Godwin Izilein, a former coach of the Super Falcons, on Monday in Benin lambasted the Nigeria Football Federation (NFF) for what he described as its shabby treatment of indigenous coaches.
The coach, while speaking with the News Agency of Nigeria (NAN), accused the NFF of always giving preferential treatment to foreign coaches, especially in the area of welfare.
Izilein, who also once coached the Golden Eaglets, said the perceived double standard had negatively impacted on the morale of indigenous coaches.
“Indigenous coaches have the capability to change the narratives of the national teams, and it is high time they are accorded their deserved respect like their foreign counterparts,” he said.
The former coach further noted that the “deliberate refusal” by NFF to pay coaches their earned allowances in arrears was a worrisome development.
“It is regrettable that, 17 years after leading the Super Falcons to Johannesburg in South Africa in 2004 to win the African Women Championship (AWC), the NFF is yet to pay to me match bonuses amounting to 28,750 dollars (about N10 million),” he said.
Izilein said several entreaties by him and others on his behalf to get the NFF to pay him the money had met a brick wall.
“It is as a result of this that I have forbidden the NFF from mourning me whenever I die.
“The only honour I want from the NFF is to pay me what it owns me, not when I am dead.
“I cannot recall any foreign coach who has so worked for the country as a handler of the national team who has been treated so shabbily.
“I don’t know what my offence is, for them to have refused to pay me this money. I have written and personally met with heads of NFF at different times and yet, the story remains the same.
“The last I did, I met the present NFF President, Amaju Pinnick, in the presence of Gov. Godwin Obaseki of Edo, where I again tabled the matter.
“Even though he (Pinnick) expressed shock that I was yet to be paid, but he promised to do something quickly about it. But as of now, two years after, the story is still the same.
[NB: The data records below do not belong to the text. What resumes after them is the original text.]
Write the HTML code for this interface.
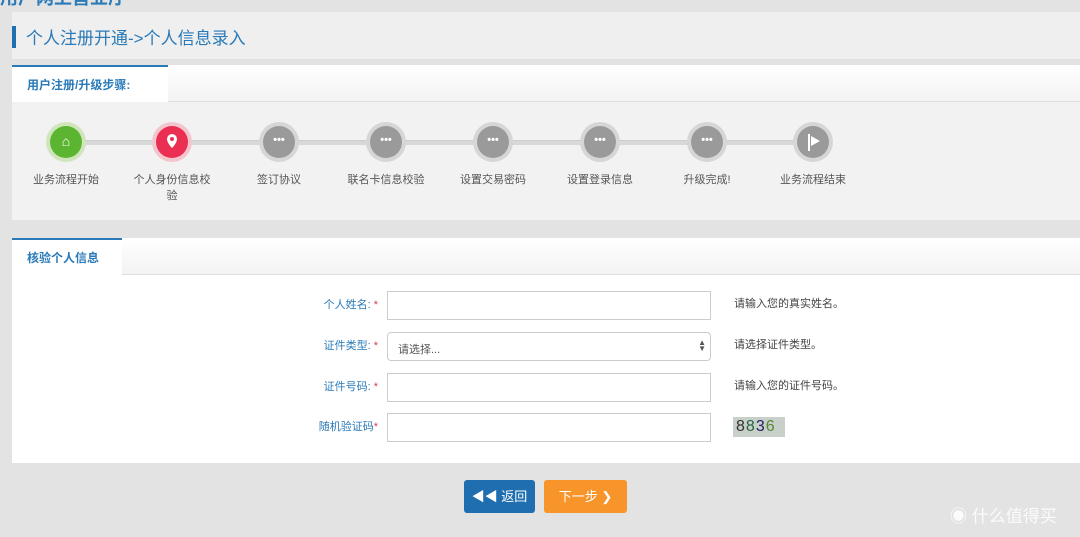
<!DOCTYPE html>
<html><head><meta charset="utf-8"><style>
*{margin:0;padding:0;box-sizing:border-box}
body{width:1080px;height:537px;background:#e3e3e3;font-family:"Liberation Sans","Noto Sans CJK SC",sans-serif;position:relative;overflow:hidden}
.abs{position:absolute}
.top{left:0;top:-16px;font-size:18px;color:#2a7ab8;font-weight:bold}
.hdr{left:12px;top:12px;width:1068px;height:48px;background:#efefef;border-bottom:1px solid #e0e0e0}
.hdr .bar{position:absolute;left:0;top:14px;width:4px;height:22px;background:#1f6fb0}
.hdr span{position:absolute;left:14px;top:12px;font-size:17px;color:#2a7ab8}
.tabrow{left:12px;width:1068px;height:37px;background:linear-gradient(#fff,#f3f3f3);border-bottom:1px solid #ddd}
.tab{position:absolute;left:0;top:0;height:37px;background:#fff;border-top:2px solid #2a7ab8;font-size:12px;font-weight:bold;color:#2a7ab8;padding:9px 0 0 15px}
.steps{left:12px;top:102px;width:1068px;height:118px;background:#f2f2f2}
.line{position:absolute;left:54px;top:38px;width:747px;height:5px;background:#d8d8d8;border-top:1px solid #ccc}
.st{position:absolute;top:20px;width:40px;height:40px;border-radius:50%;background:#d6d6d6;margin-left:-20px}
.st i{position:absolute;left:4px;top:4px;width:32px;height:32px;border-radius:50%;background:#9a9a9a;color:#fff;font-style:normal;font-size:11px;text-align:center;line-height:28px;font-weight:bold}
.lb{position:absolute;top:70px;width:100px;margin-left:-50px;text-align:center;font-size:11px;color:#555;line-height:16px}
.body{left:12px;top:275px;width:1068px;height:188px;background:#fff}
.lab{position:absolute;font-size:11px;color:#2a7ab8;text-align:right;width:80px}
.lab b{color:#d0405a;font-weight:normal;font-size:11px}
.inp{position:absolute;left:387px;width:324px;height:29px;border:1px solid #ccc;background:#fff}
.hint{position:absolute;left:734px;font-size:11px;color:#444}
.btn{position:absolute;top:480px;height:33px;border-radius:3px;color:#fff;font-size:13px;text-align:center;line-height:33px}
</style></head><body>
<div class="abs top">用户网上营业厅</div>
<div class="abs hdr"><div class="bar"></div><span>个人注册开通->个人信息录入</span></div>
<div class="abs tabrow" style="top:65px"><div class="tab" style="width:156px">用户注册/升级步骤:</div></div>
<div class="abs steps">
<div class="line"></div>
<div class="st" style="left:54px;background:#cfe6bd"><i style="background:#5cb531;font-size:14px;line-height:30px">⌂</i></div>
<div class="st" style="left:160px;background:#f3c6cd"><i style="background:#ea2f52"><svg width="32" height="32"><path d="M16 8a5 5 0 0 1 5 5c0 4-5 9-5 9s-5-5-5-9a5 5 0 0 1 5-5z" fill="#fff"/><circle cx="16" cy="13" r="2" fill="#ea2f52"/></svg></i></div>
<div class="st" style="left:267px"><i>•••</i></div>
<div class="st" style="left:374px"><i>•••</i></div>
<div class="st" style="left:481px"><i>•••</i></div>
<div class="st" style="left:588px"><i>•••</i></div>
<div class="st" style="left:695px"><i>•••</i></div>
<div class="st" style="left:801px"><i><svg width="32" height="32"><rect x="11" y="8" width="2" height="17" fill="#fff"/><path d="M14 10l9 5-9 5z" fill="#fff"/></svg></i></div>
<div class="lb" style="left:54px">业务流程开始</div>
<div class="lb" style="left:160px">个人身份信息校<br>验</div>
<div class="lb" style="left:267px">签订协议</div>
<div class="lb" style="left:374px">联名卡信息校验</div>
<div class="lb" style="left:481px">设置交易密码</div>
<div class="lb" style="left:588px">设置登录信息</div>
<div class="lb" style="left:695px">升级完成!</div>
<div class="lb" style="left:801px">业务流程结束</div>
</div>
<div class="abs tabrow" style="top:238px"><div class="tab" style="width:110px">核验个人信息</div></div>
<div class="abs body"></div>
<div class="lab" style="left:298px;top:296px">个人姓名: <b>*</b></div>
<div class="lab" style="left:298px;top:337px">证件类型: <b>*</b></div>
<div class="lab" style="left:298px;top:378px">证件号码: <b>*</b></div>
<div class="lab" style="left:298px;top:418px">随机验证码<b>*</b></div>
<div class="inp" style="top:291px"></div>
<div class="inp" style="top:332px;border-radius:4px;font-size:11px;color:#555;padding:8px 10px">请选择...<span style="position:absolute;right:4px;top:7px;font-size:8px;line-height:6px">▲<br>▼</span></div>
<div class="inp" style="top:373px"></div>
<div class="inp" style="top:413px"></div>
<div class="hint" style="top:295px">请输入您的真实姓名。</div>
<div class="hint" style="top:336px">请选择证件类型。</div>
<div class="hint" style="top:377px">请输入您的证件号码。</div>
<div class="abs" style="left:733px;top:417px;width:52px;height:20px;background:#c9cfc9;font-size:16px;letter-spacing:1px;padding-left:3px;color:#333;line-height:20px">8<span style="color:#264">8</span><span style="color:#226">3</span><span style="color:#583">6</span></div>
<div class="btn" style="left:464px;width:71px;background:#1f6fb0">◀◀ 返回</div>
<div class="btn" style="left:544px;width:83px;background:#f7942a">下一步 ❯</div>
<div class="abs" style="left:950px;top:502px;font-size:17px;color:rgba(255,255,255,.85)">◉ 什么值得买</div>
</body></html>
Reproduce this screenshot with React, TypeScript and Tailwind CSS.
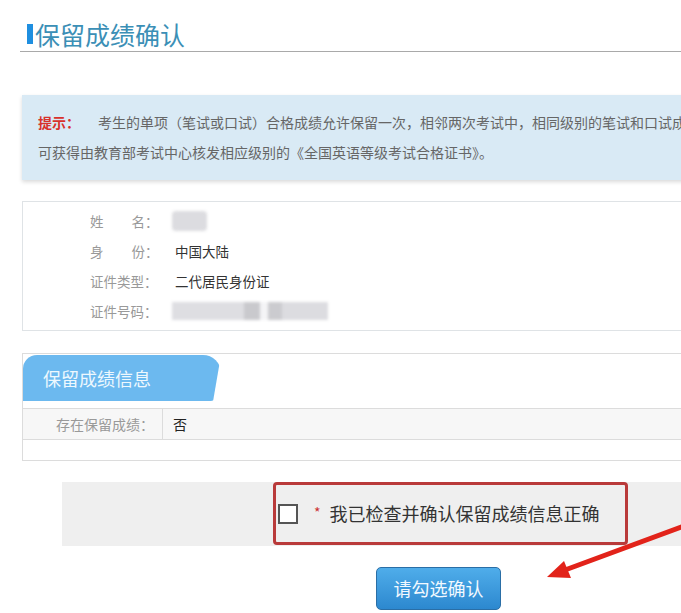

“But I am only interested in my money, not any addition,” he said.
Izilein said he was at a loss whether it has now become a crime to serve one’s fatherland. “Because, if not, why will I be pursuing what I laboured for after 17 years?
“So, I should be honoured while I am still alive and not when I am gone. NFF should honour me now by paying me the money and not cry and write glowing tributes on me when I am dead,” he said.